Если бы я была руководителем волгоградского ОМОНа, я бы не отдавала приказ задерживать тех, кто пришел на народный сход в память о погибших, а отдала бы приказ смотреть за событиями на нем и точечно локализовать радикальных наци.
Если бы я была Владимиром Путиным, я бы не молчала двое суток и немедленно летела бы в Волгоград.
Если бы я была его пиарщиками, не устраивала бы двойную игру с новогодним поздравлением и прекратила бы неоправославную истерику с облетом города с иконой Пресвятой Богородицы.
Если бы я была президентом, то срочно созвала бы на совещание не только силовиков (не сомневаюсь, что это было сделано, и даже представляю себе выражения, в которых глава государства начинал обсуждение), но и крупнейших руководителей мусульманских общин. Я бы искала умных переговорщиков по Дагестану и Ингушетии. Общество практически не информировано о том, кто персонально является главами радикальных мусульман в этих регионах, кто из представителей светской власти на местах может вступить с ними в переговоры; как устроена система амнистии для боевиков, которые хотели бы вернуться к мирной жизни (по данным Марины Ахмедовой, обозревателя журнала "Русский репортер", которой удалось сделать интервью с дагестанскими "лесными братьями", эта система не работает; боевики вынуждены возвращаться на свои базы).
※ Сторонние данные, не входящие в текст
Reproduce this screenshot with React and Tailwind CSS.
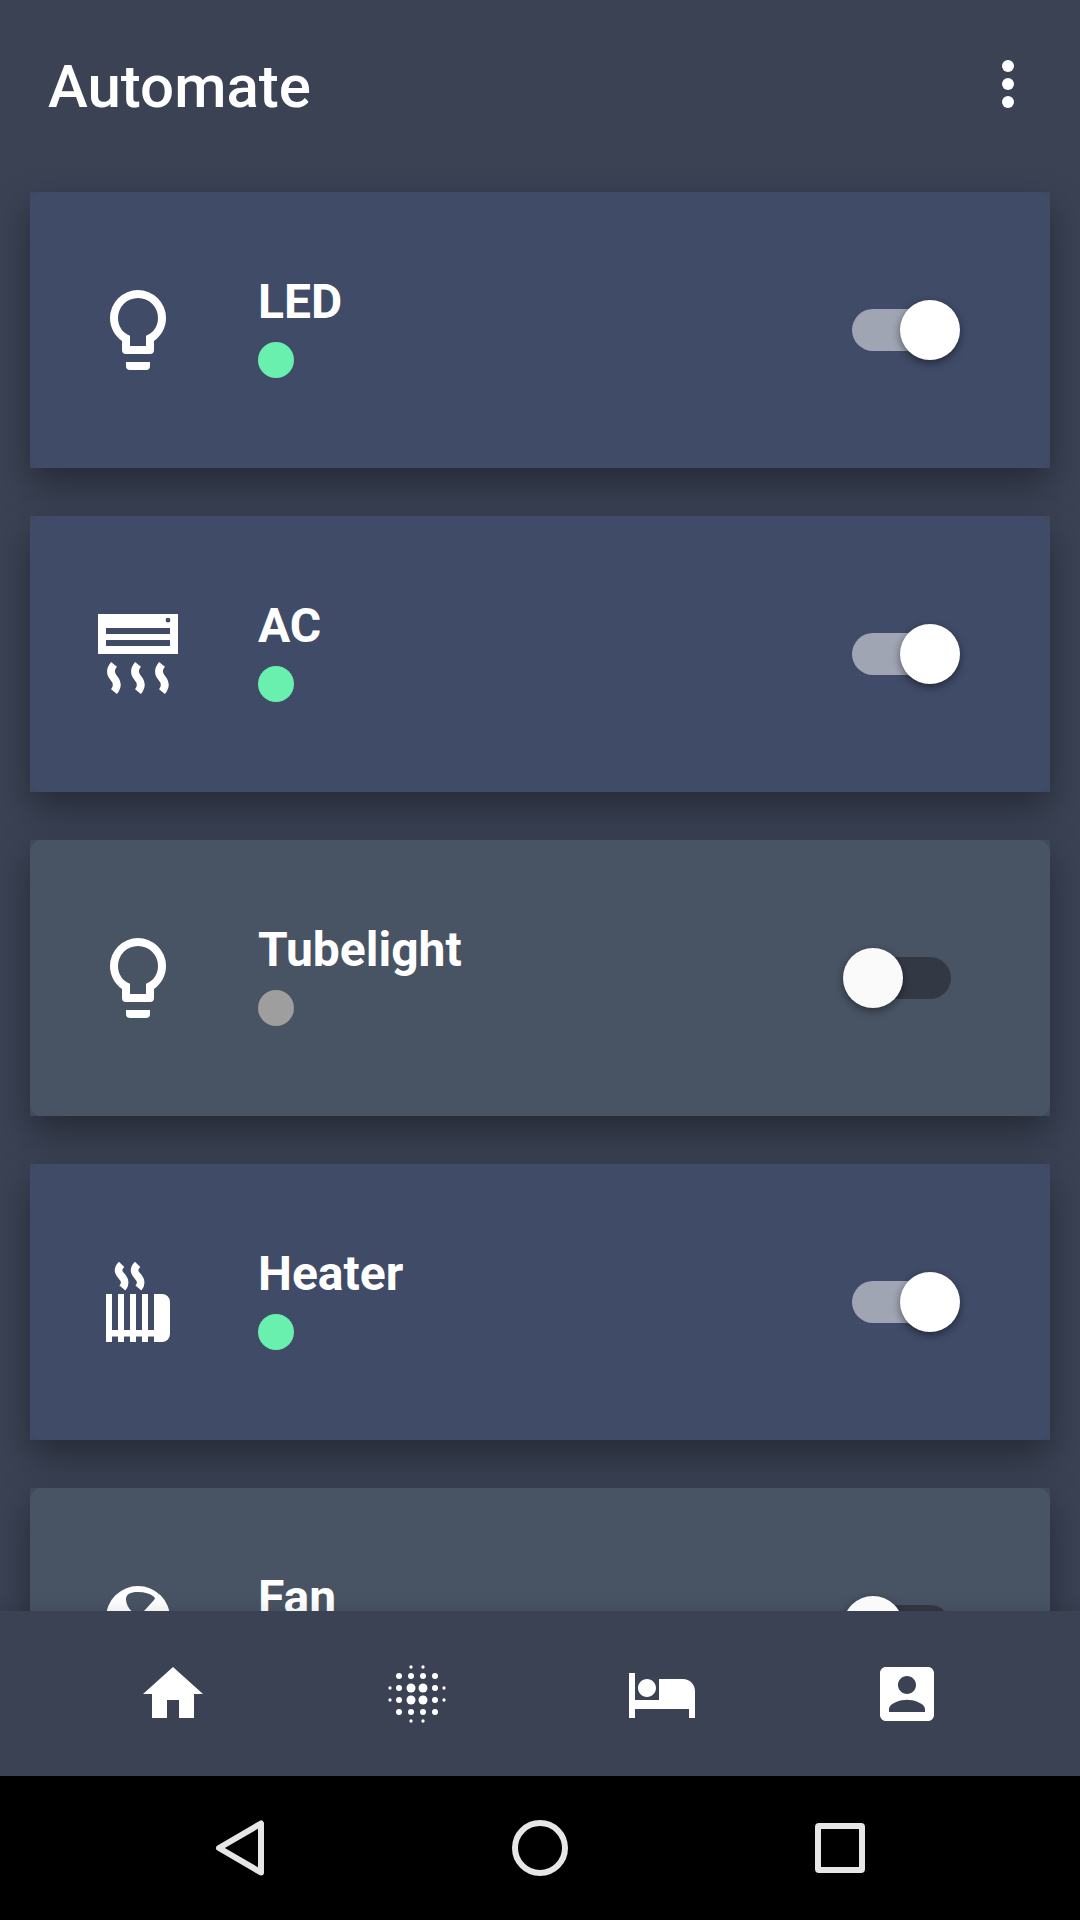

"Замочить в сортире" не удалось. Удалось достичь плохого мира в Чечне (притом что Рамзан Кадыров не является моим любимым героем, совсем наоборот), и это – результат переговоров, а не силовых методов.
Не хочу касаться геополитики, коснусь социальной базы современного российского терроризма. Бедные, малообразованные люди без личной гуманитарной базы – пушечное мясо террора. Можно верить в заговор мирового ислама и не принимать тот факт, что новые террористы – это "наши" люди, жители постсоветского пространства, потерявшиеся в дебрях нового для них учения примерно так же, как теряются в теоретических дебрях русские неофашисты или "православные боевики". Я видела таких людей своими глазами 10 лет назад во Владикавказе и Беслане: они вчитывают в Коран то, что подсказывает им их социальная травма и порожденная ею внутренняя агрессия, обращенная на поиск внешнего врага.
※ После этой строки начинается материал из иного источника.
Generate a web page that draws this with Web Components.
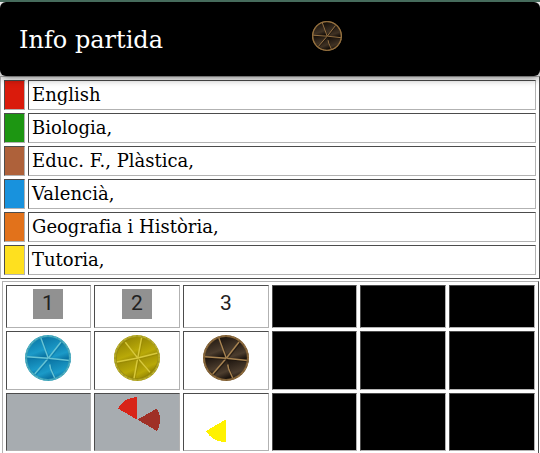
<!DOCTYPE html>
<html lang="ca">
<head>
<meta charset="utf-8">
<title>Info partida</title>
<style>
html,body{margin:0;height:453px;overflow:hidden;background:#fff}
body{font-family:"DejaVu Serif",serif;color:#000}
</style>
</head>
<body>
<game-page></game-page>
<script>
function define(name, html, setup) {
  customElements.define(name, class extends HTMLElement {
    connectedCallback() {
      if (this.shadowRoot) return;
      const t = document.createElement('template');
      t.innerHTML = html;
      this.attachShadow({mode: 'open'}).append(t.content.cloneNode(true));
      if (setup) setup(this, this.shadowRoot);
    }
  });
}

/* Six-slot trivia wheel; a palette is [rim, light slot, dark slot, spoke] */
const palettes = {
  blue: ['#3c9fb6', '#1b9ac8', '#0a74a3', '#68c4d4'],
  yellow: ['#a59b22', '#b9a908', '#958604', '#d8c93c'],
  brown: ['#7a5c34', '#4c3d2e', '#1c140e', '#a88452'],
  dark: ['#8f6c3c', '#403224', '#130d08', '#a07a48']
};
/* Spoke ends relative to the wheel's centre, clockwise from the upper left */
const forward = {hub: [0.3, 0.3], ends: [[-7.3, -20.5], [13, -16], [21.5, 2.5], [6.7, 20], [-13.3, 16], [-21.2, -1.2]], split: true};
const mirrored = {hub: [0.7, 0], ends: [[-11.7, -15.7], [4.7, -20.7], [20.7, -5], [13, 14.3], [-3, 20.3], [-20.3, 4]], split: false};

define('trivia-wheel', `<style>
:host{display:block;flex:none}
svg{display:block;width:100%;height:100%}
</style><svg viewBox="-23 -23 46 46"></svg>`, (el, root) => {
  const kind = el.getAttribute('kind');
  const [rim, light, shade, spoke] = palettes[kind];
  const {hub: [cx, cy], ends, split} = kind === 'yellow' ? mirrored : forward;
  const id = 'slot-' + kind;
  let s = `<defs><linearGradient id="${id}" x1=".2" y1="0" x2=".6" y2="1"><stop offset="0" stop-color="${shade}"/><stop offset=".7" stop-color="${light}"/><stop offset="1" stop-color="${shade}"/></linearGradient></defs>
  <circle r="23" fill="${rim}"/><circle r="21" fill="${shade}"/>`;
  ends.forEach(([x, y], i) => {
    const [nx, ny] = ends[(i + 1) % 6];
    s += `<path d="M${cx} ${cy}L${x} ${y}A21 21 0 0 1 ${nx} ${ny}Z" fill="url(#${id})"/>`;
  });
  ends.forEach(([x, y], i) => {
    const d = split && i === 3 ? `M1.7 6.5L2.7 11L${x} ${y}` : `M${cx} ${cy}L${x} ${y}`;
    s += `<path d="${d}" transform="translate(.9 1)" stroke="${shade}" stroke-width="1.4" opacity=".6" fill="none"/>
    <path d="${d}" stroke="${spoke}" stroke-width="1.4" fill="none"/>`;
  });
  s += `<circle r="21.8" fill="none" stroke="${rim}" stroke-width="1.8"/><circle r="22.2" fill="none" stroke="${spoke}" stroke-width="1.1" stroke-dasharray="3 2" opacity=".6"/>`;
  root.querySelector('svg').innerHTML = s;
});

define('page-header', `<style>
:host{display:flex;box-sizing:border-box;height:74px;background:#000;color:#fff;border-radius:6px;padding:0 0 0 19px;box-shadow:0 2px 9px rgba(0,0,0,.55);position:relative;z-index:1}
h1{margin:0;width:293px;font-size:24px;font-weight:400;line-height:76px;white-space:nowrap}
trivia-wheel{width:30px;height:30px;margin-top:19px}
</style><h1><slot></slot></h1><trivia-wheel kind="dark"></trivia-wheel>`);

define('subject-row', `<style>
:host{display:grid;grid-template-columns:21px 508px;gap:3px;height:30px}
div{box-sizing:border-box;border:1px solid;border-color:#4c4c4c #b2b2b2 #b2b2b2 #4c4c4c}
.name{padding-left:3px;font-size:18px;line-height:28px;white-space:nowrap}
</style><div class="swatch"></div><div class="name"><slot></slot></div>`, (el, root) => {
  root.querySelector('.swatch').style.background = el.getAttribute('color');
});

define('subject-table', `<style>
:host{display:grid;gap:3px;box-sizing:border-box;width:540px;height:203px;padding:3px;border:1px solid;border-color:#b2b2b2 #4c4c4c #4c4c4c #b2b2b2}
</style><slot></slot>`);

define('board-cell', `<style>
:host{display:flex;justify-content:center;align-items:flex-start;box-sizing:border-box;padding-top:3px;border:1px solid;border-color:#4c4c4c #b2b2b2 #b2b2b2 #4c4c4c}
:host([fill=gray]){background:#a7acb0}
:host([fill=black]){background:#000}
</style><slot></slot>`);

define('turn-number', `<style>
:host{display:block;width:30px;height:30px;text-align:center;font:21px/28px Roboto,"Liberation Sans",sans-serif;color:#222}
:host([played]){background:#919191}
</style><slot></slot>`);

define('won-wedges', `<style>
:host{display:block;width:46px;height:46px}
svg{display:block}
</style><svg width="46" height="46" viewBox="0 0 46 46" shape-rendering="crispEdges"></svg>`, (el, root) => {
  const wedges = {
    red: '<path d="M23 22.6L4 11.5A23 23 0 0 1 23 0Z" fill="#d82418"/>',
    maroon: '<path d="M23.5 22.6L43 11.5A23 23 0 0 1 43 34Z" fill="#9f3026"/>',
    yellow: '<path d="M22.5 22.6V45A23 23 0 0 1 3 34Z" fill="#fff200"/>'
  };
  root.querySelector('svg').innerHTML = el.getAttribute('colors').split(' ').map(c => wedges[c]).join('');
});

define('player-board', `<style>
:host{display:grid;grid-template-columns:85px 86px 86px 85px 86px 86px;grid-template-rows:43px 59px 58px;gap:3px;box-sizing:border-box;width:537px;height:180px;margin:2px 0 0 2px;padding:3px;border:1px solid;border-color:#b2b2b2 #4c4c4c #4c4c4c #b2b2b2}
trivia-wheel{width:46px;height:46px}
.first{padding-right:1px}
</style>
<board-cell class="first"><turn-number played>1</turn-number></board-cell>
<board-cell><turn-number played>2</turn-number></board-cell>
<board-cell><turn-number>3</turn-number></board-cell>
<board-cell fill="black"></board-cell><board-cell fill="black"></board-cell><board-cell fill="black"></board-cell>
<board-cell class="first"><trivia-wheel kind="blue"></trivia-wheel></board-cell>
<board-cell><trivia-wheel kind="yellow"></trivia-wheel></board-cell>
<board-cell><trivia-wheel kind="brown"></trivia-wheel></board-cell>
<board-cell fill="black"></board-cell><board-cell fill="black"></board-cell><board-cell fill="black"></board-cell>
<board-cell fill="gray"></board-cell>
<board-cell fill="gray"><won-wedges colors="red maroon"></won-wedges></board-cell>
<board-cell><won-wedges colors="yellow"></won-wedges></board-cell>
<board-cell fill="black"></board-cell><board-cell fill="black"></board-cell><board-cell fill="black"></board-cell>`);

define('game-page', `<style>
:host{display:block;width:540px;height:453px;overflow:hidden;border-top:2px solid #466b5c;box-sizing:border-box}
</style>
<page-header>Info partida</page-header>
<subject-table>
<subject-row color="#da1b0c">English</subject-row>
<subject-row color="#1d9612">Biologia,</subject-row>
<subject-row color="#ae613a">Educ. F., Plàstica,</subject-row>
<subject-row color="#1892dd">Valencià,</subject-row>
<subject-row color="#e2721b">Geografia i Història,</subject-row>
<subject-row color="#fee01f">Tutoria,</subject-row>
</subject-table>
<player-board></player-board>`);
</script>
</body>
</html>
Прав коллега Иличевский: решить проблему постсоветского радикального ислама может только постсоветский исламский мир в целом. Если Россия считает, что мусульманские территории – ее территории, она должна выстраивать системную, непростую, многоэтапную схему работы с этим миром. Слишком высока цена потерь.
Елена Фанайлова – поэт, лауреат нескольких литературных премий, автор и ведущий программы Радио Свобода "Свобода в клубах"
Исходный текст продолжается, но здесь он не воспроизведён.